Bipolar disorder, often known as manic depression, is an illness marked by excessive emotional highs and lows. According to the South African Depression and Anxiety Group (Sadag), bipolar disorder affects up to 1% of the South African population.
Gracherd Peterson (56) from Cape Town accounts among the 1% of those living with bipolar disorder. He hopes to raise awareness and inspire others to seek help if they might need mental health support. Peterson was diagnosed with bipolar disorder in 1982.
“I wanted to study mechanical engineering but I could not finish matric as I had a phobia for school. My parents did not know what was wrong with me until I went to the clinic to get medication,” says Peterson.
What is bipolar disorder?
Dr Jacky Jenkins from the Eerste River Hospital tells Health For Mzansi that bipolar disorder is a mental illness involving episodes of serious *mania and depression. The person’s mood usually swings from overly “high” and irritable to sad and hopeless, and then back again, with periods of normal mood in between.
Meanwhile, Dr Cornecia McClean, also from the Eerste River Hospital, explains that bipolar disorder is a mental illness with two phases.
“In the manic phase you can be loud, busy and delusional. During the depressive phase you don’t feel like engaging, can feel sad, and sometimes sleep a lot. It is an illness that requires life-long treatment. If you don’t seek and continue with treatment, your condition can become worse and you can put yourself at risk,” explains McClean.

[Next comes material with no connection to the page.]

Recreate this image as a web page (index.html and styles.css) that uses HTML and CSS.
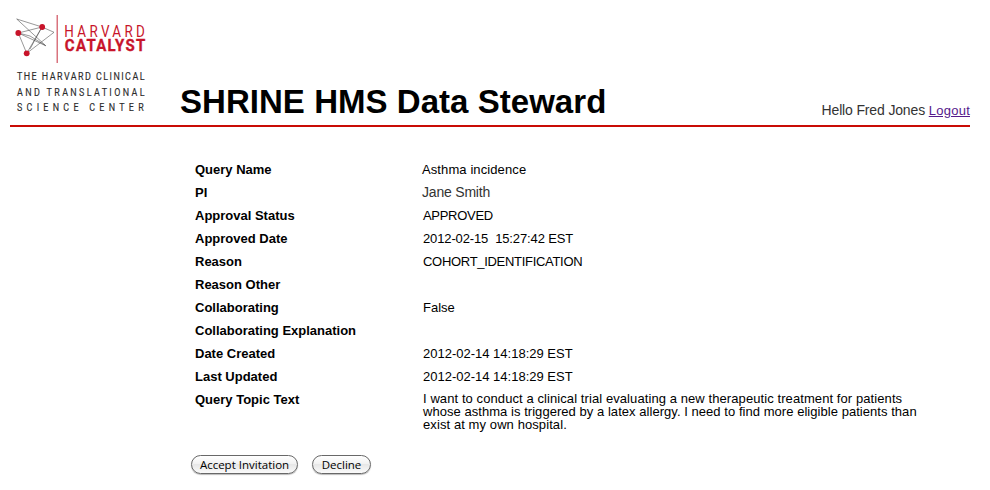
FILE: index.html
```html
<!DOCTYPE html>
<html lang="en">
<head>
<meta charset="utf-8">
<title>SHRINE HMS Data Steward</title>
<link rel="stylesheet" href="styles.css">
</head>
<body>
<header class="header">
  <svg class="logo" width="140" height="105" viewBox="10 10 140 105" role="img" aria-label="Harvard Catalyst">
    <path class="mesh" d="M45.7 45.7L16.7 19L42 27L54 32.3L26.7 53.3L18.3 33L42 27M18.3 33L45.7 45.7L30 36L18.3 33M42 27L26.7 53.3M42 27L30 49"/>
    <circle class="node" cx="18.3" cy="33" r="2.9"/>
    <circle class="node" cx="42.2" cy="27" r="2.9"/>
    <circle class="node" cx="26.7" cy="53.3" r="2.9"/>
    <path class="rule" d="M57.2 15V63"/>
    <text class="brand" transform="translate(64.3 36.5) scale(.84 1)" textLength="96">HARVARD</text>
    <text class="brand brand-bold" transform="translate(64.8 51.3) scale(.88 1)" textLength="91.5">CATALYST</text>
    <text class="tag" transform="translate(17 80) scale(.85 1)" textLength="150">THE HARVARD CLINICAL</text>
    <text class="tag" transform="translate(17 95.5) scale(.85 1)" textLength="150">AND TRANSLATIONAL</text>
    <text class="tag" transform="translate(17 111) scale(.85 1)" textLength="149">SCIENCE CENTER</text>
  </svg>
  <h1>SHRINE HMS Data Steward</h1>
  <div class="user">Hello Fred Jones <a href="#">Logout</a></div>
</header>
<main>
  <dl class="details">
    <dt>Query Name</dt><dd class="near asthma">Asthma incidence</dd>
    <dt>PI</dt><dd class="near pi">Jane Smith</dd>
    <dt>Approval Status</dt><dd class="status">APPROVED</dd>
    <dt>Approved Date</dt><dd class="date">2012-02-15&nbsp; 15:27:42 EST</dd>
    <dt>Reason</dt><dd class="reason">COHORT_IDENTIFICATION</dd>
    <dt>Reason Other</dt><dd></dd>
    <dt>Collaborating</dt><dd>False</dd>
    <dt>Collaborating Explanation</dt><dd></dd>
    <dt>Date Created</dt><dd>2012-02-14 14:18:29 EST</dd>
    <dt>Last Updated</dt><dd>2012-02-14 14:18:29 EST</dd>
    <dt>Query Topic Text</dt><dd class="topic"><span class="first">I want to conduct a clinical trial evaluating a new therapeutic treatment for patients</span><br><span class="second">whose asthma is triggered by a latex allergy. I need to find more eligible patients than</span><br><span class="third">exist at my own hospital.</span></dd>
  </dl>
  <div class="actions"><button class="accept">Accept Invitation</button><button class="decline">Decline</button></div>
</main>
</body>
</html>
```

FILE: styles.css
```css
* { box-sizing: border-box; }
body { margin: 0; padding: 10px; background: #fff; color: #000; font: 13px/23px "Liberation Sans", Arial, sans-serif; }
.header { display: flex; align-items: flex-end; width: 960px; height: 117px; border-bottom: 2px solid #c90c05; }
.logo { align-self: flex-start; flex: none; }
.mesh { fill: none; stroke: #444; stroke-width: .55; }
.node { fill: #c8142a; }
.rule { stroke: #d0505e; stroke-width: 1.2; }
.brand { font: 16px "Roboto", sans-serif; fill: #c8142a; }
.brand-bold { font-size: 17px; font-weight: 700; stroke: #c8142a; stroke-width: .35; }
.tag { font: 10.5px "Roboto", sans-serif; fill: #2c2c2c; stroke: #2c2c2c; stroke-width: .15; }
h1 { margin: 0 0 5px 30px; font-size: 33px; line-height: 36px; letter-spacing: .04px; white-space: nowrap; }
.user { margin: 0 0 3px auto; font-size: 14px; color: #333; letter-spacing: -.15px; }
.user a { font-size: 13px; color: #551a8b; letter-spacing: .25px; }
.details { display: grid; grid-template-columns: 228px 520px; grid-auto-rows: 23px; margin: 31px 0 0 185px; }
dt { font-weight: 700; }
dd { margin: 0; white-space: nowrap; }
.near { margin-left: -1px; }
.asthma { letter-spacing: .1px; }
.pi { font-size: 14px; color: #333; letter-spacing: -.2px; }
.status { letter-spacing: -.3px; }
.date { letter-spacing: -.13px; }
.reason { letter-spacing: -.3px; }
.topic { padding-top: 4px; line-height: 13px; }
.first { letter-spacing: .085px; }
.second { letter-spacing: .045px; }
.third { letter-spacing: .09px; }
.actions { display: flex; gap: 14px; margin: 44px 0 0 181px; }
button { height: 19px; padding: 0; border: 1px solid #686868; border-radius: 10px; background: linear-gradient(#fff, #f2f2f2 45%, #e7e7e7 50%, #fafafa); box-shadow: 0 1px 1px #bbb; color: #000; font: 11.5px/16px "Open Sans", sans-serif; white-space: nowrap; }
.accept { width: 107px; }
.decline { width: 59px; }
```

Assessing and treating the condition
Sometimes seeking treatment requires the patient’s family to support them and take them to the clinic, explains advanced psychiatric nurse at Gustrfouw Clinic, Sister Carryn Stephens.
“When patients come to us, they are sometimes very guarded and it helps if a family member escorts them and can tell us what happened. We will talk to both the patient and the family member to assess their condition and to identify possible signs of mental health conditions, such as bipolar disorder.”
If you or someone you know lives with a mental health condition, you can go to your local clinic where a health worker will assess you and offer initial treatment.
According to Sadag, possible signs that you may need help or treatment for bipolar disorder, include:
- Needing little sleep yet having great amounts of energy.
- Talking so fast that others can’t follow your thinking.
- Having racing thoughts.
- Being so easily distracted that your attention shifts between many topics in just a few minutes.
- Having an inflated feeling of power, greatness or importance.
- Recurring thoughts of suicide or death.
- Severe depression may also include hallucination or delusion.
- Problems concentrating, remembering or making decision.
- Feeling slowed down or feeling too agitated to sit still.
- Feeling worthless of guilty or having very low self-esteem.
You can also contact Sadag to join a support group or for more information.
What’s food got to do with it?
We know that our food choices are important to maintain a healthy body and preventing disease. Expanding research now suggests nutrition could impact our mental health too, says Association for Dietetics in South Africa spokesperson Kelly Scholtz.
“Mental healthcare professionals are increasingly including a healthy diet as one of the essential steps in the management of mood disorders, and nutrition can play a role in protecting mental health during times of both acute and chronic stress,” adds Scholtz.
It is important to understand that the relationship between nutrition and mental health is complex, notes dietitian Kgadi Moabelo.
“Our physical health and mental well-being are inextricably linked. Therefore, when we eat well for our bodies, we’re inevitably also eating well for our minds.”
Moabelo adds that stress plays a big part in overeating, that leads to obesity. “Stress, through a complex pathway in the brain, can cause increased production of the ‘hunger hormone’ called ghrelin, which can lead to overeating,” she says.
“Stress can also lead to reduced physical activity, which over time sets you on a path to being overweight, obesity and metabolic syndrome resulting in the development of depression.”
*Health For Mzansi word of the the Day
Mania: According to Healthline, mania can be explained as a psychological condition that causes a person to experience unreasonable euphoria, very intense moods, hyperactivity and delusions.